Beats all competition
2 January 2003 | by (Plainfield, IL) – See all my reviews

I fondly remember watching reruns of this show on MoviePlex two or three years ago, when I was twelve or thirteen. Even back then, I knew how much better this was than the more popular shows of the time--"Are You Afraid of the Dark" and "Goosebumps." There are so many reasons, I don't even know where to begin.

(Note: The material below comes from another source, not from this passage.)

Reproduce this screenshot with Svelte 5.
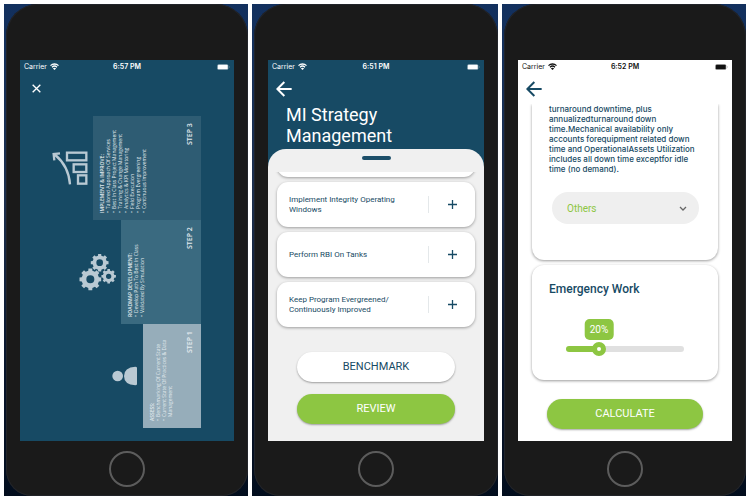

I'd say the principal reasons this show was so good was mostly because A) it didn't take itself too seriously and B) it didn't talk down to kids. Too many shows underestimate a child's resilience, and so they throw tired plots and cheesy "scares" at them, thinking (and unfortunately, they are usually correct) that these children will be satisfied. I only believe this works because most kids don't know until later what they are missing. But the thing that irks me most about Goosebumps (and, sometimes, Are You Afraid of the Dark) is that they take these cheesy scares so seriously that it quickly becomes not just silly, but in fact plain ridiculous. Not so with Eerie. Here, the plots are outlandish, unbelievable, and perhaps outright absurd, but the makers realize this, and so they are never _silly_. For example, one episode I remember concerned a group of ladies who are obsessed with a brand of Tupperware called "Foreverware," or some such thing, which keeps all food products fresh forever (one lady comments that she packaged some peas "when Jimmy Carter was president, and they're still as fresh as the day I opened them"). But, Marshall and Simon discover the ladies use Foreverware for more than just food storage--like remaining eternally young! Sounds about as frightening as a killer sponge under the sink (*cough R.L. Stine cough*), but not only do they make it work, they make it fun! I don't believe the intention of the show was ever to frighten (although it does get suspenseful at times). I think it was made to cause wonder, explore some of life's little mysteries, and perhaps even spoof the world we live in. I wouldn't go so far as to call it a satire, of life or of other horror shows, but it definitely has a tongue-in-cheek approach to things, and a dry sense of humor is usually present.

To conclude, I can only say I really hope this is out on video somewhere. It's better than Goosebumps in every way imaginable, and more consistent than Are You Afraid of the Dark. And best of all, it won't induce an urge to puke, groan, or even roll your eyes.